To excel in your interviews, you must understand exactly what the hiring team is looking for in each key session. The evaluation is structured around three primary pillars: your design portfolio, your real-time problem-solving skills, and your behavioral alignment.
Portfolio Presentation & Case Studies
The portfolio review is the cornerstone of your evaluation. The panel wants to see how you think, how you collaborate, and how you execute. They are looking for structured storytelling that clearly outlines the problem, the constraints, your approach, and the final business and user outcomes.
Be ready to go over:
- User research integration – How you gathered user insights and how they directly influenced your design decisions.
- Iterative design process – Showing the evolution of your work from low-fidelity wireframes to high-fidelity interactive prototypes.
- Business impact – Connecting your design solutions to tangible metrics, such as increased conversion, reduced drop-off, or improved advisor efficiency.
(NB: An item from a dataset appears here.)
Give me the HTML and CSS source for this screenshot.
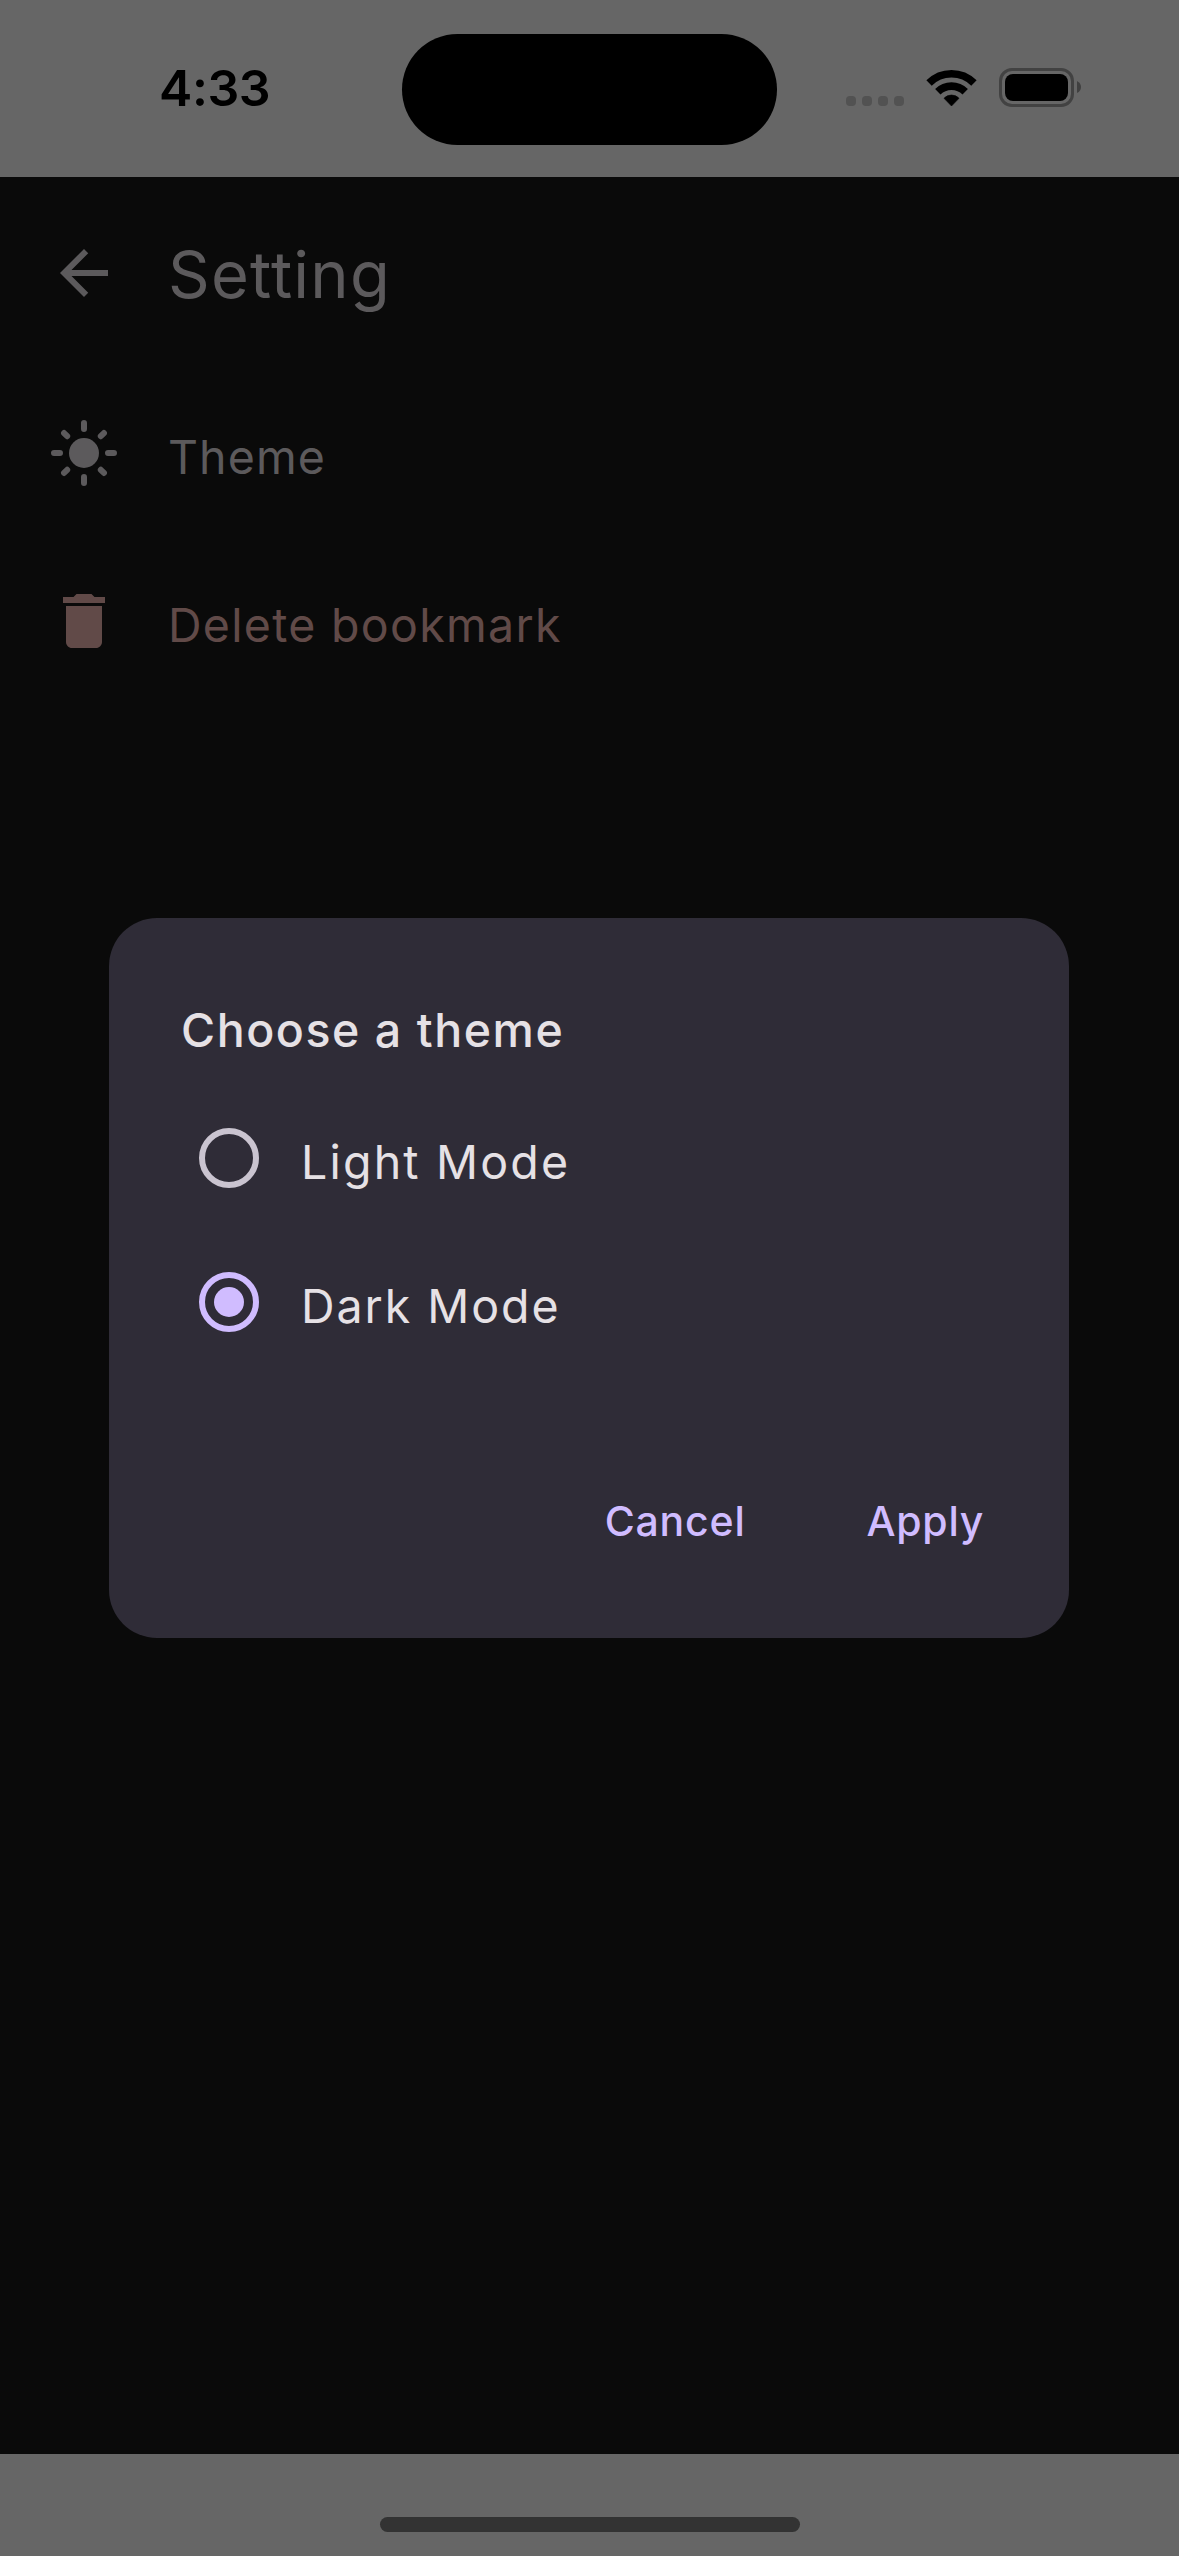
FILE: index.html
```html
<!DOCTYPE html>
<html lang="en">
<head>
<meta charset="utf-8">
<title>Setting</title>
<link rel="stylesheet" href="styles.css">
</head>
<body>
<div class="screen">
  <div class="status-bar">
    <div class="time">4:33</div>
    <div class="island"></div>
    <div class="indicators">
      <div class="signal"><i></i><i></i><i></i><i></i></div>
      <svg class="wifi" viewBox="0 0 51 38">
        <path d="M3.05 14.05A31.8 31.8 0 0 1 47.95 14.05M11.8 22.8A19.4 19.4 0 0 1 39.2 22.8" fill="none" stroke="#000" stroke-width="7.6"/>
        <path d="M25.5 37 18 29.3Q21 26 25.5 26T33 29.3Z" stroke="#000" stroke-width=".6" stroke-linejoin="round"/>
      </svg>
      <svg class="battery" viewBox="0 0 82 39">
        <rect x="1.5" y="1.5" width="72" height="36" rx="11.5" fill="none" stroke="#424242" stroke-width="3"/>
        <rect x="6" y="6" width="63" height="27" rx="8"/>
        <path d="M78 13Q82 15 82 19T78 25Z" fill="#404040"/>
      </svg>
    </div>
  </div>

  <main class="page">
    <header class="app-bar">
      <svg class="icon" viewBox="0 0 24 24"><path d="M20 11H7.83l5.59-5.59L12 4l-8 8 8 8 1.41-1.41L7.83 13H20v-2z"/></svg>
      <h1 class="page-title">Setting</h1>
    </header>
    <div class="row">
      <svg class="icon" viewBox="0 0 24 24">
        <circle cx="12" cy="12" r="5"/>
        <path d="M2 12h2M20 12h2M12 2v2M12 20v2M5.35 5.35l1.05 1.05M17.6 17.6l1.05 1.05M18.65 5.35L17.6 6.4M6.4 17.6l-1.05 1.05" fill="none" stroke="currentColor" stroke-width="2" stroke-linecap="round"/>
      </svg>
      <span class="row-label label-theme">Theme</span>
    </div>
    <div class="row row-danger">
      <svg class="icon" viewBox="0 0 24 24"><path d="M6 19c0 1.1.9 2 2 2h8c1.1 0 2-.9 2-2V7H6v12zM19 4h-3.5l-1-1h-5l-1 1H5v2h14V4z"/></svg>
      <span class="row-label label-delete">Delete bookmark</span>
    </div>

    <section class="dialog">
      <h2 class="dialog-title">Choose a theme</h2>
      <div class="option">
        <span class="radio"></span>
        <span class="option-label label-light">Light Mode</span>
      </div>
      <div class="option">
        <span class="radio radio-checked"></span>
        <span class="option-label label-dark">Dark Mode</span>
      </div>
      <div class="actions">
        <span class="action-cancel">Cancel</span>
        <span class="action-apply">Apply</span>
      </div>
    </section>
  </main>

  <div class="nav-bar"><div class="home-indicator"></div></div>
</div>
</body>
</html>
```

FILE: styles.css
```css
* { box-sizing: border-box; margin: 0; }

body {
  background: #0a0a0a;
  font-family: Inter, "Liberation Sans", sans-serif;
}

.screen {
  display: flex;
  flex-direction: column;
  width: 1179px;
  height: 2556px;
}

.status-bar {
  display: flex;
  align-items: flex-start;
  height: 177px;
  padding: 33px 98px 0 159px;
  background: #666;
}

.time {
  width: 243px;
  padding-top: 18px;
  font-size: 50px;
  font-weight: 600;
  line-height: 74px;
  letter-spacing: -0.4px;
  color: #000;
}

.island {
  width: 375px;
  height: 111px;
  margin-top: 1px;
  border-radius: 56px;
  background: #000;
}

.indicators {
  display: flex;
  align-items: flex-start;
  margin-left: auto;
  padding-top: 35px;
}

.signal { display: flex; gap: 6px; margin: 28px 22px 0 0; }
.signal i { width: 10px; height: 10px; border-radius: 4px; background: #525252; }
.wifi { width: 51px; height: 38px; margin: 1px 22px 0 0; }
.battery { width: 82px; height: 39px; }

.page {
  flex: 1;
  display: flex;
  flex-direction: column;
  background: #0a0a0a;
  color: #5c5a5c;
}

.app-bar,
.row {
  display: flex;
  align-items: center;
  gap: 48px;
  padding-left: 48px;
}

.app-bar { height: 192px; }
.row { height: 168px; }
.row-danger { color: #614a48; }

.icon { width: 72px; height: 72px; fill: currentColor; }

.page-title {
  padding-top: 3px;
  font-size: 65px;
  font-weight: 400;
  line-height: 84px;
  letter-spacing: 1.2px;
}

.row-label {
  padding-top: 8px;
  font-size: 46.5px;
  line-height: 72px;
}

.label-theme { letter-spacing: 1.1px; }
.label-delete { letter-spacing: 1.3px; }

.dialog {
  display: flex;
  flex-direction: column;
  width: 960px;
  height: 720px;
  margin: 213px 0 0 109px;
  padding: 72px 85px 0 72px;
  border-radius: 48px;
  background: #2f2c37;
  color: #e6e1e5;
}

.dialog-title {
  height: 96px;
  padding-top: 4px;
  font-size: 46.5px;
  font-weight: 500;
  line-height: 72px;
  letter-spacing: 1.55px;
}

.option {
  display: flex;
  align-items: center;
  height: 144px;
}

.radio {
  display: grid;
  place-items: center;
  width: 60px;
  height: 60px;
  margin: 0 42px 0 18px;
  border: 6px solid #cac4d0;
  border-radius: 50%;
}

.radio-checked { border-color: #d0bcff; }

.radio-checked::after {
  content: "";
  width: 30px;
  height: 30px;
  border-radius: 50%;
  background: #d0bcff;
}

.option-label {
  padding-top: 8px;
  font-size: 46.5px;
  line-height: 72px;
}

.label-light { letter-spacing: 2.2px; }
.label-dark { letter-spacing: 1.95px; }

.actions {
  display: flex;
  justify-content: flex-end;
  gap: 121px;
  margin-top: 117px;
  font-size: 41px;
  font-weight: 500;
  line-height: 60px;
  color: #d0bcff;
}

.action-cancel { letter-spacing: 0.8px; }
.action-apply { letter-spacing: 0.7px; }

.nav-bar {
  display: flex;
  justify-content: center;
  height: 102px;
  padding-top: 63px;
  background: #666;
}

.home-indicator {
  width: 420px;
  height: 15px;
  border-radius: 8px;
  background: #333;
}
```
- Advanced concepts (less common) – Creating responsive layouts for complex data grids and managing shared component libraries within a larger design system.
Example scenarios:
- "Walk us through a project where you had to design a complex financial workflow under tight regulatory or compliance constraints."
- "Show us a case study where user testing proved your initial design assumptions wrong, and explain how you pivoted the user experience."
Whiteboard Design Challenge
The whiteboard exercise is designed to assess how you collaborate and solve problems under pressure. The interviewers do not expect a polished, final UI. Instead, they want to observe your methodology: how you define scope, identify user personas, map out flows, and sketch layout ideas.
Be ready to go over:
- Problem framing – Asking clarifying questions to narrow down an ambiguous prompt before you start sketching.
- User-centered mapping – Defining the user's goals, pain points, and the core tasks they need to accomplish.
- Information architecture – Organizing content logically on the screen and establishing a clear visual hierarchy.
- Advanced concepts (less common) – Accounting for edge cases, error states, and accessibility requirements in your real-time sketches.
Example scenarios:
- "Sketch out a dashboard experience that allows a financial advisor to quickly identify which client accounts require immediate attention."
- "Design a mobile-first onboarding flow for a new client trying to link their external bank accounts to their wealth portfolio."
Behavioral & Stakeholder Management
This session evaluates your emotional intelligence, adaptability, and communication style. Designing at a large institution like Ameriprise requires navigating diverse stakeholder opinions, technical limitations, and compliance reviews.
Be ready to go over:
- Handling constructive feedback – How you receive critique from design peers and non-design stakeholders.
- Influencing without authority – How you advocate for the user and convince cross-functional partners of the value of your design solutions.
- Developer collaboration – Your approach to ensuring design quality is maintained during the engineering implementation phase.
- Advanced concepts (less common) – Navigating situations where business goals directly conflict with the optimal user experience.
Example scenarios:
- "Tell me about a time you had to present a design to a senior stakeholder who had a completely different vision. How did you handle the situation?"
- "Describe a time when you had to compromise on your ideal design to meet a critical product launch deadline."